DATASET EXTRACT:
◆ ◆ ◆ ◆ ◆ ◆ ◆
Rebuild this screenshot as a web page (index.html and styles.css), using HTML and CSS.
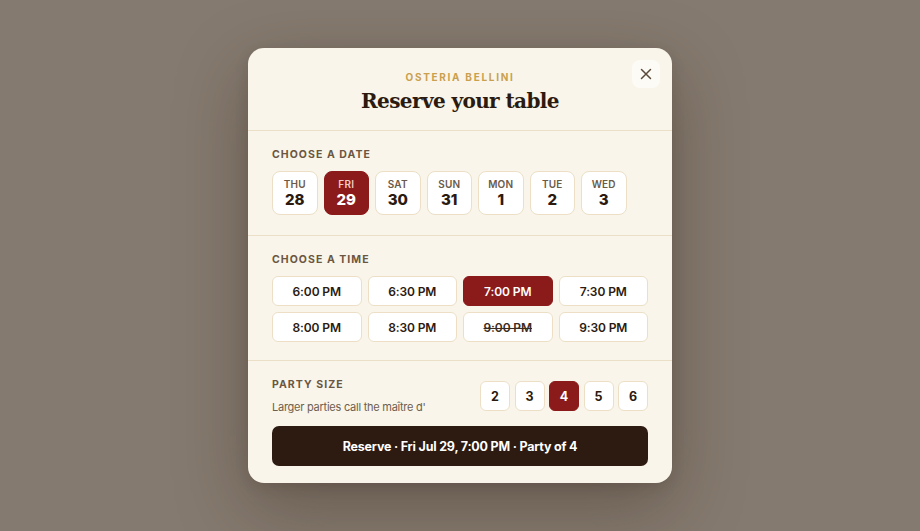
FILE: index.html
```html
<!DOCTYPE html>
<html lang="en">
<head>
<meta charset="utf-8">
<title>Reserve your table</title>
<link rel="stylesheet" href="styles.css">
</head>
<body>
<div class="overlay">
  <div class="modal">
    <button class="close" aria-label="Close">
      <svg width="12" height="12" viewBox="0 0 12 12"><path d="M1.5 1.5 L10.5 10.5 M10.5 1.5 L1.5 10.5" stroke="#5b4a3a" stroke-width="1.5" stroke-linecap="round" fill="none"/></svg>
    </button>
    <header class="head">
      <div class="eyebrow">OSTERIA BELLINI</div>
      <h1 class="title">Reserve your table</h1>
    </header>

    <section class="section section-date">
      <div class="label">CHOOSE A DATE</div>
      <div class="dates">
        <button class="date"><span class="dow">THU</span><span class="num">28</span></button>
        <button class="date selected"><span class="dow">FRI</span><span class="num">29</span></button>
        <button class="date"><span class="dow">SAT</span><span class="num">30</span></button>
        <button class="date"><span class="dow">SUN</span><span class="num">31</span></button>
        <button class="date"><span class="dow">MON</span><span class="num">1</span></button>
        <button class="date"><span class="dow">TUE</span><span class="num">2</span></button>
        <button class="date"><span class="dow">WED</span><span class="num">3</span></button>
      </div>
    </section>

    <section class="section section-time">
      <div class="label">CHOOSE A TIME</div>
      <div class="times">
        <button class="time">6:00 PM</button>
        <button class="time">6:30 PM</button>
        <button class="time selected">7:00 PM</button>
        <button class="time">7:30 PM</button>
        <button class="time">8:00 PM</button>
        <button class="time">8:30 PM</button>
        <button class="time taken">9:00 PM</button>
        <button class="time">9:30 PM</button>
      </div>
    </section>

    <section class="section section-party">
      <div class="party-row">
        <div class="party-info">
          <div class="label">PARTY SIZE</div>
          <div class="hint">Larger parties call the maître d'</div>
        </div>
        <div class="sizes">
          <button class="size">2</button>
          <button class="size">3</button>
          <button class="size selected">4</button>
          <button class="size">5</button>
          <button class="size">6</button>
        </div>
      </div>
      <button class="reserve">Reserve · Fri Jul 29, 7:00 PM · Party of 4</button>
    </section>
  </div>
</div>
</body>
</html>
```

FILE: styles.css
```css
* { box-sizing: border-box; }

html, body {
  margin: 0;
  padding: 0;
  height: 100%;
}

body {
  background: #857a6f;
  font-family: Inter, "Noto Sans", "Liberation Sans", sans-serif;
  color: #2b1a10;
}

.overlay {
  height: 100vh;
  display: flex;
  align-items: center;
  justify-content: center;
}

.modal {
  position: relative;
  width: 424px;
  background: #f9f5ea;
  border-radius: 16px;
  box-shadow: 0 24px 70px rgba(45, 28, 16, 0.35), 0 4px 14px rgba(45, 28, 16, 0.12);
  overflow: hidden;
}

button {
  font-family: inherit;
  cursor: pointer;
  margin: 0;
}

.close {
  position: absolute;
  top: 12px;
  right: 12px;
  width: 28px;
  height: 28px;
  border: none;
  border-radius: 8px;
  background: #fdfbf6;
  display: flex;
  align-items: center;
  justify-content: center;
  padding: 0;
}

.head {
  padding: 22px 24px 16px;
  text-align: center;
}

.eyebrow {
  font-size: 10px;
  line-height: 14px;
  font-weight: 700;
  letter-spacing: 0.17em;
  color: #c9a04e;
}

.title {
  margin: 4px 0 0;
  font-family: "DejaVu Serif", "Liberation Serif", serif;
  font-size: 20px;
  line-height: 26px;
  font-weight: 700;
  color: #2b1a10;
  letter-spacing: -0.6px;
}

.section {
  border-top: 1px solid #ebdfc8;
  padding: 16px 24px 20px;
}

.section-time { padding-bottom: 18px; }
.section-party { padding-bottom: 17px; }

.label {
  font-size: 10.5px;
  line-height: 16px;
  font-weight: 700;
  letter-spacing: 0.1em;
  color: #6b5642;
  margin-bottom: 8px;
}

.dates {
  display: flex;
  gap: 6px;
}

.date {
  width: 45.5px;
  height: 44px;
  padding: 0;
  background: #fff;
  border: 1px solid #ecdfc6;
  border-radius: 8px;
  display: flex;
  flex-direction: column;
  align-items: center;
  justify-content: center;
  color: #2b1a10;
}

.dow {
  font-size: 10px;
  line-height: 13px;
  font-weight: 600;
  letter-spacing: 0.02em;
  color: #6b5a48;
}

.num {
  font-size: 15px;
  line-height: 18px;
  font-weight: 800;
  color: #2b1a10;
}

.date.selected {
  background: #8b1a1a;
  border-color: #8b1a1a;
}
.date.selected .dow { color: #f1c9c3; }
.date.selected .num { color: #fff; }

.times {
  display: grid;
  grid-template-columns: repeat(4, 1fr);
  gap: 6px;
}

.time {
  height: 30px;
  padding: 0;
  background: #fff;
  border: 1px solid #ecdfc6;
  border-radius: 6px;
  font-size: 12px;
  font-weight: 600;
  letter-spacing: -0.1px;
  color: #2b1a10;
}

.time.selected {
  background: #8b1a1a;
  border-color: #8b1a1a;
  color: #fff;
}

.time.taken {
  text-decoration: line-through;
  text-decoration-thickness: 1px;
  color: #3d2c20;
}

.party-row {
  display: flex;
  align-items: center;
  justify-content: space-between;
}

.party-info .label {
  margin-bottom: 6px;
}

.hint {
  font-size: 11px;
  line-height: 16px;
  letter-spacing: -0.25px;
  color: #6e5e4e;
}

.sizes {
  display: flex;
  gap: 4.5px;
}

.size {
  width: 30px;
  height: 30px;
  padding: 0;
  background: #fff;
  border: 1px solid #ecdfc6;
  border-radius: 6px;
  font-size: 12.5px;
  font-weight: 700;
  color: #2b1a10;
}

.size.selected {
  background: #8b1a1a;
  border-color: #8b1a1a;
  color: #fff;
}

.reserve {
  display: block;
  width: 100%;
  height: 40px;
  margin-top: 11px;
  border: none;
  border-radius: 7px;
  background: #2d1a10;
  color: #fff;
  font-size: 12.5px;
  font-weight: 700;
  letter-spacing: -0.2px;
}
```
◆ ◆ ◆ ◆ ◆ ◆ ◆
TASK OBJECTIVE: Leaving the pictures aside, transcribe the entire listing exactly.

SOLUTION BELOW:
Rebuild this screenshot as a web page (index.html and styles.css), using HTML and CSS.
FILE: index.html
```html
<!DOCTYPE html>
<html lang="en">
<head>
<meta charset="utf-8">
<title>Reserve your table</title>
<link rel="stylesheet" href="styles.css">
</head>
<body>
<div class="overlay">
  <div class="modal">
    <button class="close" aria-label="Close">
      <svg width="12" height="12" viewBox="0 0 12 12"><path d="M1.5 1.5 L10.5 10.5 M10.5 1.5 L1.5 10.5" stroke="#5b4a3a" stroke-width="1.5" stroke-linecap="round" fill="none"/></svg>
    </button>
    <header class="head">
      <div class="eyebrow">OSTERIA BELLINI</div>
      <h1 class="title">Reserve your table</h1>
    </header>

    <section class="section section-date">
      <div class="label">CHOOSE A DATE</div>
      <div class="dates">
        <button class="date"><span class="dow">THU</span><span class="num">28</span></button>
        <button class="date selected"><span class="dow">FRI</span><span class="num">29</span></button>
        <button class="date"><span class="dow">SAT</span><span class="num">30</span></button>
        <button class="date"><span class="dow">SUN</span><span class="num">31</span></button>
        <button class="date"><span class="dow">MON</span><span class="num">1</span></button>
        <button class="date"><span class="dow">TUE</span><span class="num">2</span></button>
        <button class="date"><span class="dow">WED</span><span class="num">3</span></button>
      </div>
    </section>

    <section class="section section-time">
      <div class="label">CHOOSE A TIME</div>
      <div class="times">
        <button class="time">6:00 PM</button>
        <button class="time">6:30 PM</button>
        <button class="time selected">7:00 PM</button>
        <button class="time">7:30 PM</button>
        <button class="time">8:00 PM</button>
        <button class="time">8:30 PM</button>
        <button class="time taken">9:00 PM</button>
        <button class="time">9:30 PM</button>
      </div>
    </section>

    <section class="section section-party">
      <div class="party-row">
        <div class="party-info">
          <div class="label">PARTY SIZE</div>
          <div class="hint">Larger parties call the maître d'</div>
        </div>
        <div class="sizes">
          <button class="size">2</button>
          <button class="size">3</button>
          <button class="size selected">4</button>
          <button class="size">5</button>
          <button class="size">6</button>
        </div>
      </div>
      <button class="reserve">Reserve · Fri Jul 29, 7:00 PM · Party of 4</button>
    </section>
  </div>
</div>
</body>
</html>
```

FILE: styles.css
```css
* { box-sizing: border-box; }

html, body {
  margin: 0;
  padding: 0;
  height: 100%;
}

body {
  background: #857a6f;
  font-family: Inter, "Noto Sans", "Liberation Sans", sans-serif;
  color: #2b1a10;
}

.overlay {
  height: 100vh;
  display: flex;
  align-items: center;
  justify-content: center;
}

.modal {
  position: relative;
  width: 424px;
  background: #f9f5ea;
  border-radius: 16px;
  box-shadow: 0 24px 70px rgba(45, 28, 16, 0.35), 0 4px 14px rgba(45, 28, 16, 0.12);
  overflow: hidden;
}

button {
  font-family: inherit;
  cursor: pointer;
  margin: 0;
}

.close {
  position: absolute;
  top: 12px;
  right: 12px;
  width: 28px;
  height: 28px;
  border: none;
  border-radius: 8px;
  background: #fdfbf6;
  display: flex;
  align-items: center;
  justify-content: center;
  padding: 0;
}

.head {
  padding: 22px 24px 16px;
  text-align: center;
}

.eyebrow {
  font-size: 10px;
  line-height: 14px;
  font-weight: 700;
  letter-spacing: 0.17em;
  color: #c9a04e;
}

.title {
  margin: 4px 0 0;
  font-family: "DejaVu Serif", "Liberation Serif", serif;
  font-size: 20px;
  line-height: 26px;
  font-weight: 700;
  color: #2b1a10;
  letter-spacing: -0.6px;
}

.section {
  border-top: 1px solid #ebdfc8;
  padding: 16px 24px 20px;
}

.section-time { padding-bottom: 18px; }
.section-party { padding-bottom: 17px; }

.label {
  font-size: 10.5px;
  line-height: 16px;
  font-weight: 700;
  letter-spacing: 0.1em;
  color: #6b5642;
  margin-bottom: 8px;
}

.dates {
  display: flex;
  gap: 6px;
}

.date {
  width: 45.5px;
  height: 44px;
  padding: 0;
  background: #fff;
  border: 1px solid #ecdfc6;
  border-radius: 8px;
  display: flex;
  flex-direction: column;
  align-items: center;
  justify-content: center;
  color: #2b1a10;
}

.dow {
  font-size: 10px;
  line-height: 13px;
  font-weight: 600;
  letter-spacing: 0.02em;
  color: #6b5a48;
}

.num {
  font-size: 15px;
  line-height: 18px;
  font-weight: 800;
  color: #2b1a10;
}

.date.selected {
  background: #8b1a1a;
  border-color: #8b1a1a;
}
.date.selected .dow { color: #f1c9c3; }
.date.selected .num { color: #fff; }

.times {
  display: grid;
  grid-template-columns: repeat(4, 1fr);
  gap: 6px;
}

.time {
  height: 30px;
  padding: 0;
  background: #fff;
  border: 1px solid #ecdfc6;
  border-radius: 6px;
  font-size: 12px;
  font-weight: 600;
  letter-spacing: -0.1px;
  color: #2b1a10;
}

.time.selected {
  background: #8b1a1a;
  border-color: #8b1a1a;
  color: #fff;
}

.time.taken {
  text-decoration: line-through;
  text-decoration-thickness: 1px;
  color: #3d2c20;
}

.party-row {
  display: flex;
  align-items: center;
  justify-content: space-between;
}

.party-info .label {
  margin-bottom: 6px;
}

.hint {
  font-size: 11px;
  line-height: 16px;
  letter-spacing: -0.25px;
  color: #6e5e4e;
}

.sizes {
  display: flex;
  gap: 4.5px;
}

.size {
  width: 30px;
  height: 30px;
  padding: 0;
  background: #fff;
  border: 1px solid #ecdfc6;
  border-radius: 6px;
  font-size: 12.5px;
  font-weight: 700;
  color: #2b1a10;
}

.size.selected {
  background: #8b1a1a;
  border-color: #8b1a1a;
  color: #fff;
}

.reserve {
  display: block;
  width: 100%;
  height: 40px;
  margin-top: 11px;
  border: none;
  border-radius: 7px;
  background: #2d1a10;
  color: #fff;
  font-size: 12.5px;
  font-weight: 700;
  letter-spacing: -0.2px;
}
```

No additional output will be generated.